■ EXERCISE INSTRUCTIONS
Transcribe all of the material exactly, except for its pictures.

Items listed in a dataset
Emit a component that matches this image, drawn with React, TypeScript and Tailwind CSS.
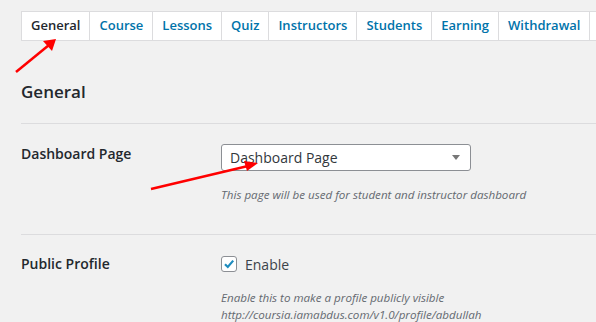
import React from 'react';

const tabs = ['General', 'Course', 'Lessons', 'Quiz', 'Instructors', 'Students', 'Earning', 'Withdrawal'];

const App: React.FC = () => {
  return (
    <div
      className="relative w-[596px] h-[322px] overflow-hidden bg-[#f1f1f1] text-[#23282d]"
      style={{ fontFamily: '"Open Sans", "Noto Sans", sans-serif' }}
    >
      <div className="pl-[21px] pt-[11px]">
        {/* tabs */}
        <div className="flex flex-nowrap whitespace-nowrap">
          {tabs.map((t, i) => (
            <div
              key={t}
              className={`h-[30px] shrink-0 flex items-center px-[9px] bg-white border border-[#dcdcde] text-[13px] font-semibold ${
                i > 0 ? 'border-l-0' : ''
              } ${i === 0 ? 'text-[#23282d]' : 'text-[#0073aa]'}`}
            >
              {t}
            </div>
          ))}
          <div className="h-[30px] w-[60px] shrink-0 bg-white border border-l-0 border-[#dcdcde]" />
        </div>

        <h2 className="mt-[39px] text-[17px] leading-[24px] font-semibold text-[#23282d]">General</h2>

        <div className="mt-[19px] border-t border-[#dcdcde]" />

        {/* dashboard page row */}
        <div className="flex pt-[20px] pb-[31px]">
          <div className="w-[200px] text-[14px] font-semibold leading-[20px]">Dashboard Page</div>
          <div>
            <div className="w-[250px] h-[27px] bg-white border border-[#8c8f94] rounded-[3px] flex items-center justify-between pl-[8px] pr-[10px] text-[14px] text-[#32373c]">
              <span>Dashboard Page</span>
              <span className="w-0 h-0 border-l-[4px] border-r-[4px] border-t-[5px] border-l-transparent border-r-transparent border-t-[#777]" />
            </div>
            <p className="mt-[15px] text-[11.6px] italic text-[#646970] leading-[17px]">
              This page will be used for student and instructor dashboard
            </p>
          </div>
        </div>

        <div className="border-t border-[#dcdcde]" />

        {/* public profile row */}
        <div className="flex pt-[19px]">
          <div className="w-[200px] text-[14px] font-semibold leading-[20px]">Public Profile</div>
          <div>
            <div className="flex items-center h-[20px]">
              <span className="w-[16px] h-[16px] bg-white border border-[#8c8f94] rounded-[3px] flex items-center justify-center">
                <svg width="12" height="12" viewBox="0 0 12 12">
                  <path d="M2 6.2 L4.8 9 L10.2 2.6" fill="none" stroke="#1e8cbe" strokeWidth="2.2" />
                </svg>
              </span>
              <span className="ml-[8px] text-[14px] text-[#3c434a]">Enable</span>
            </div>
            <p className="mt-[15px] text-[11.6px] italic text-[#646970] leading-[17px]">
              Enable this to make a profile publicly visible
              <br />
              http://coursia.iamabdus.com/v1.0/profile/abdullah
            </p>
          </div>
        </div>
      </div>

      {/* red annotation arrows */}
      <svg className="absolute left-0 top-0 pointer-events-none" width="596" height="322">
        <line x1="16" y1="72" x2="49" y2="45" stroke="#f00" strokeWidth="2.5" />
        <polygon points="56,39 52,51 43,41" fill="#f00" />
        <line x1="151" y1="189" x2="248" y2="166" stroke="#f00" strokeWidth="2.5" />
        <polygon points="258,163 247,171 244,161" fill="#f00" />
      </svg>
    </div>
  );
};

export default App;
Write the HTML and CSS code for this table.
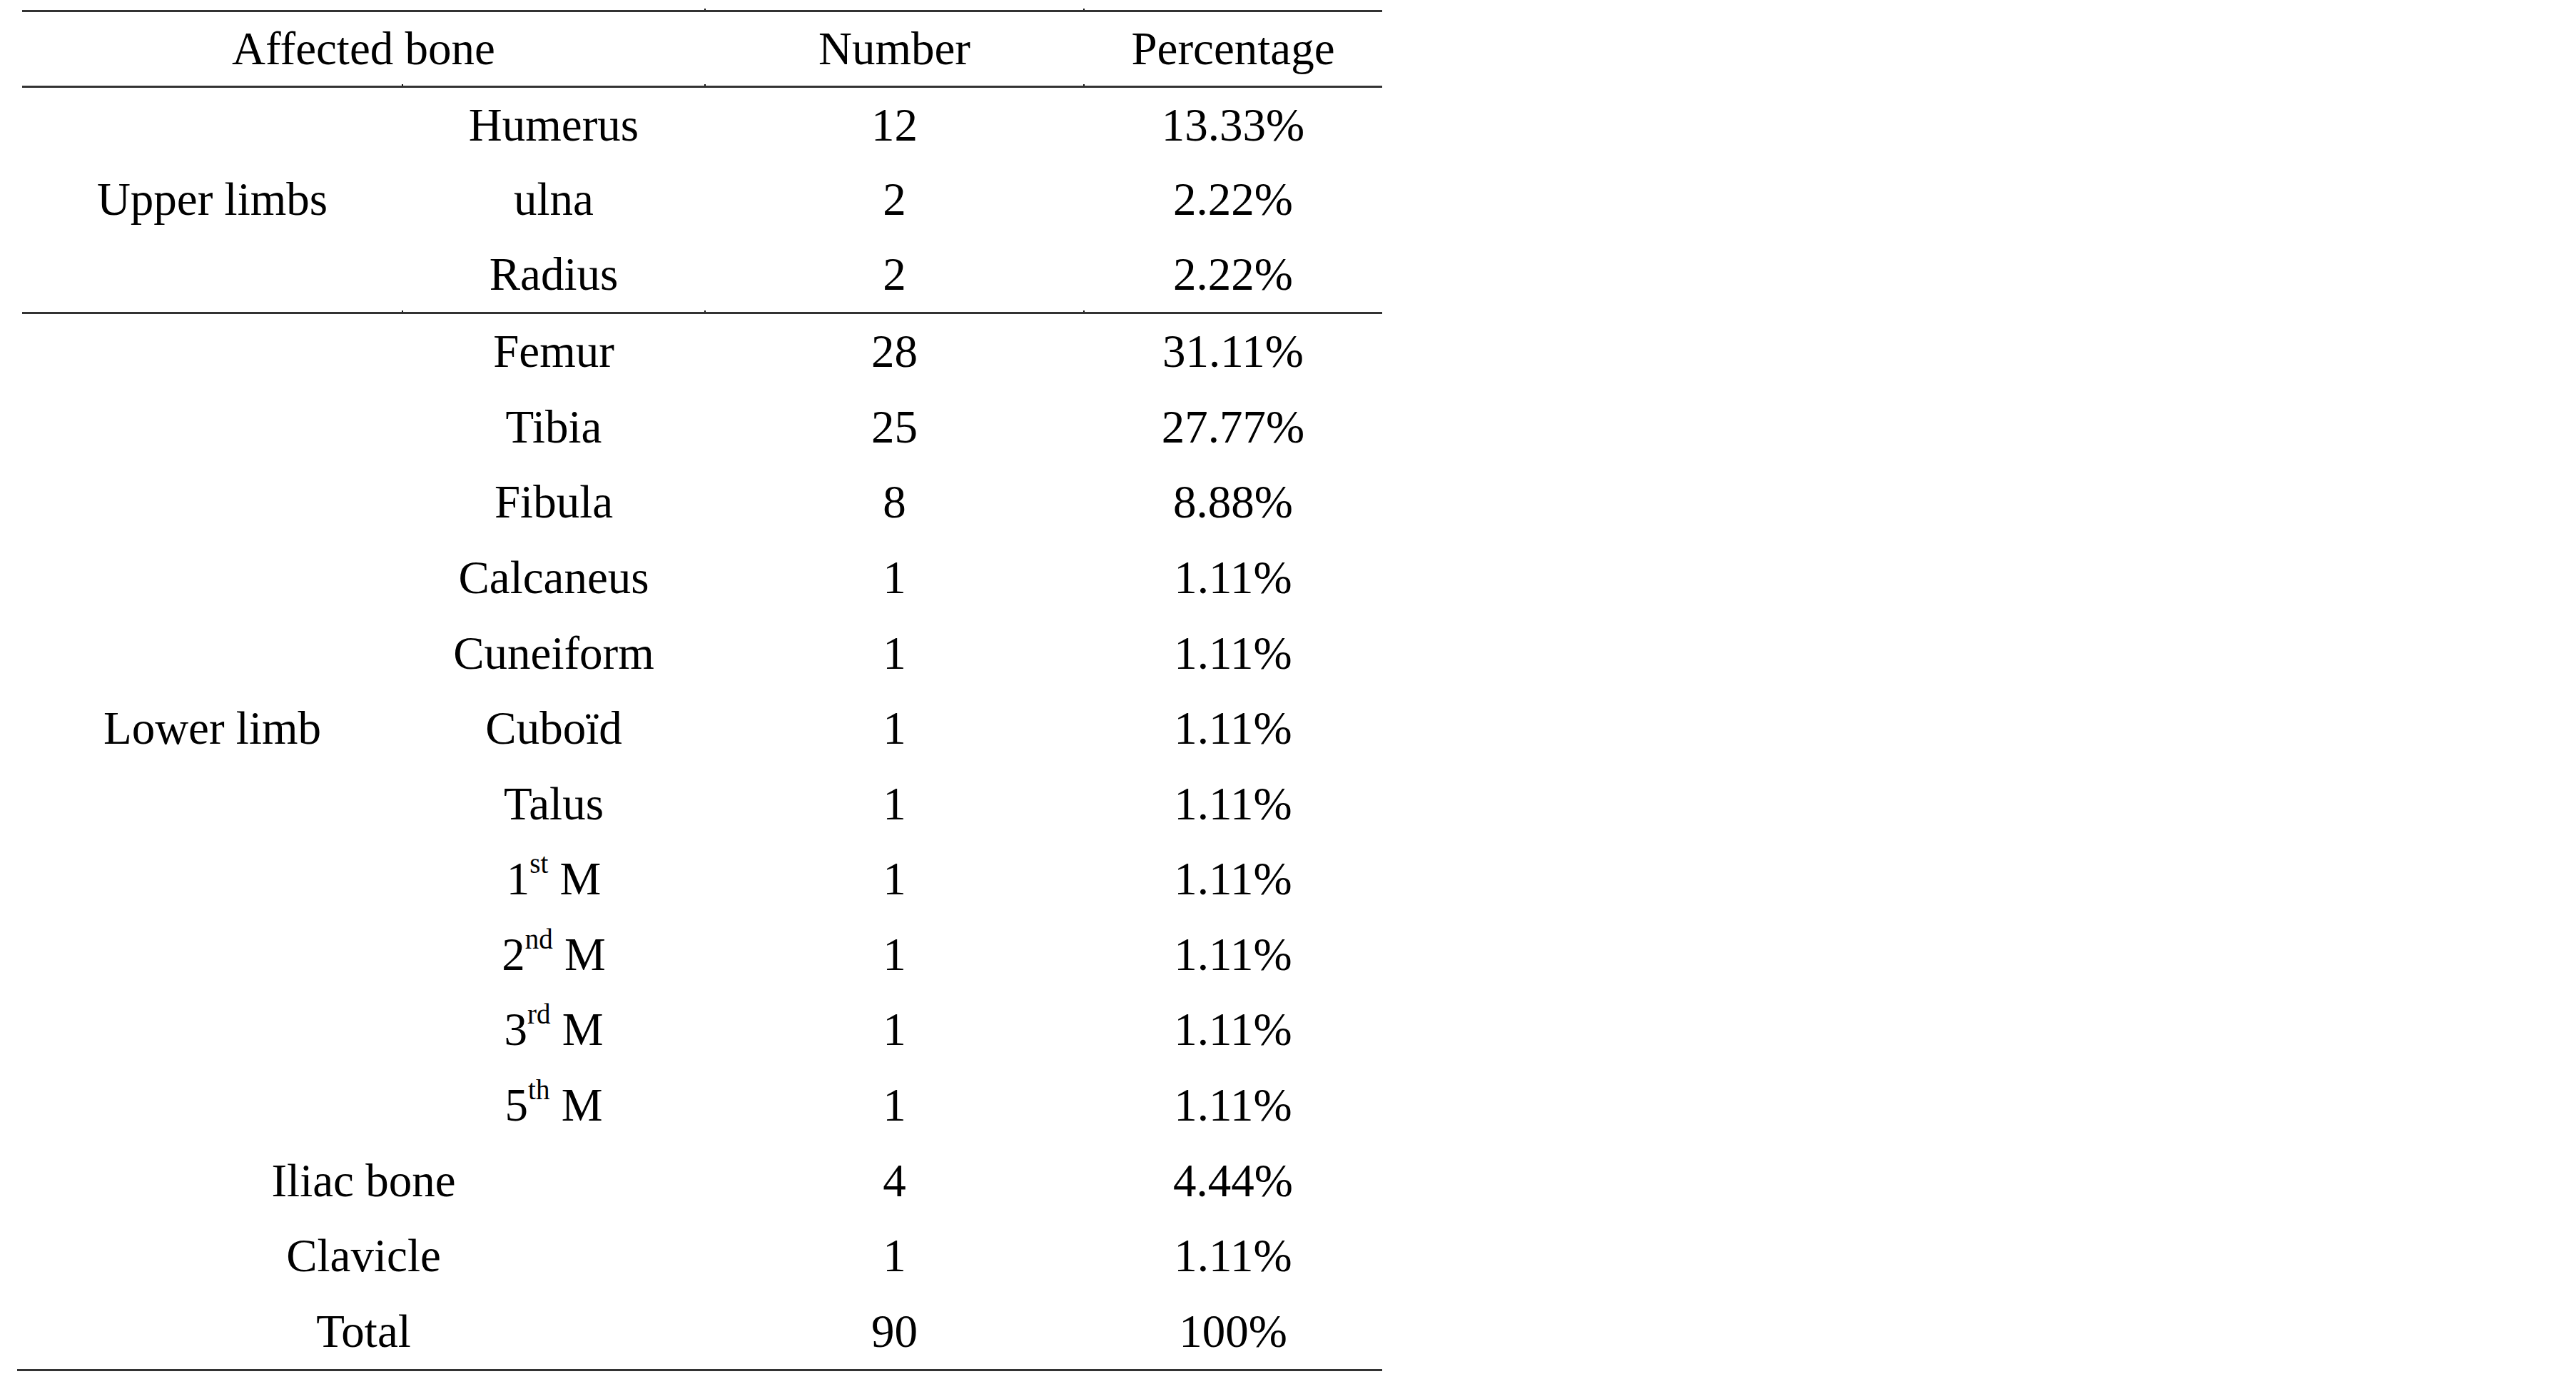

■ COMPLETE RESPONSE
Emit a component that matches this image, drawn with React, TypeScript and Tailwind CSS.
import React from 'react';

const tabs = ['General', 'Course', 'Lessons', 'Quiz', 'Instructors', 'Students', 'Earning', 'Withdrawal'];

const App: React.FC = () => {
  return (
    <div
      className="relative w-[596px] h-[322px] overflow-hidden bg-[#f1f1f1] text-[#23282d]"
      style={{ fontFamily: '"Open Sans", "Noto Sans", sans-serif' }}
    >
      <div className="pl-[21px] pt-[11px]">
        {/* tabs */}
        <div className="flex flex-nowrap whitespace-nowrap">
          {tabs.map((t, i) => (
            <div
              key={t}
              className={`h-[30px] shrink-0 flex items-center px-[9px] bg-white border border-[#dcdcde] text-[13px] font-semibold ${
                i > 0 ? 'border-l-0' : ''
              } ${i === 0 ? 'text-[#23282d]' : 'text-[#0073aa]'}`}
            >
              {t}
            </div>
          ))}
          <div className="h-[30px] w-[60px] shrink-0 bg-white border border-l-0 border-[#dcdcde]" />
        </div>

        <h2 className="mt-[39px] text-[17px] leading-[24px] font-semibold text-[#23282d]">General</h2>

        <div className="mt-[19px] border-t border-[#dcdcde]" />

        {/* dashboard page row */}
        <div className="flex pt-[20px] pb-[31px]">
          <div className="w-[200px] text-[14px] font-semibold leading-[20px]">Dashboard Page</div>
          <div>
            <div className="w-[250px] h-[27px] bg-white border border-[#8c8f94] rounded-[3px] flex items-center justify-between pl-[8px] pr-[10px] text-[14px] text-[#32373c]">
              <span>Dashboard Page</span>
              <span className="w-0 h-0 border-l-[4px] border-r-[4px] border-t-[5px] border-l-transparent border-r-transparent border-t-[#777]" />
            </div>
            <p className="mt-[15px] text-[11.6px] italic text-[#646970] leading-[17px]">
              This page will be used for student and instructor dashboard
            </p>
          </div>
        </div>

        <div className="border-t border-[#dcdcde]" />

        {/* public profile row */}
        <div className="flex pt-[19px]">
          <div className="w-[200px] text-[14px] font-semibold leading-[20px]">Public Profile</div>
          <div>
            <div className="flex items-center h-[20px]">
              <span className="w-[16px] h-[16px] bg-white border border-[#8c8f94] rounded-[3px] flex items-center justify-center">
                <svg width="12" height="12" viewBox="0 0 12 12">
                  <path d="M2 6.2 L4.8 9 L10.2 2.6" fill="none" stroke="#1e8cbe" strokeWidth="2.2" />
                </svg>
              </span>
              <span className="ml-[8px] text-[14px] text-[#3c434a]">Enable</span>
            </div>
            <p className="mt-[15px] text-[11.6px] italic text-[#646970] leading-[17px]">
              Enable this to make a profile publicly visible
              <br />
              http://coursia.iamabdus.com/v1.0/profile/abdullah
            </p>
          </div>
        </div>
      </div>

      {/* red annotation arrows */}
      <svg className="absolute left-0 top-0 pointer-events-none" width="596" height="322">
        <line x1="16" y1="72" x2="49" y2="45" stroke="#f00" strokeWidth="2.5" />
        <polygon points="56,39 52,51 43,41" fill="#f00" />
        <line x1="151" y1="189" x2="248" y2="166" stroke="#f00" strokeWidth="2.5" />
        <polygon points="258,163 247,171 244,161" fill="#f00" />
      </svg>
    </div>
  );
};

export default App;
Write the HTML and CSS code for this table.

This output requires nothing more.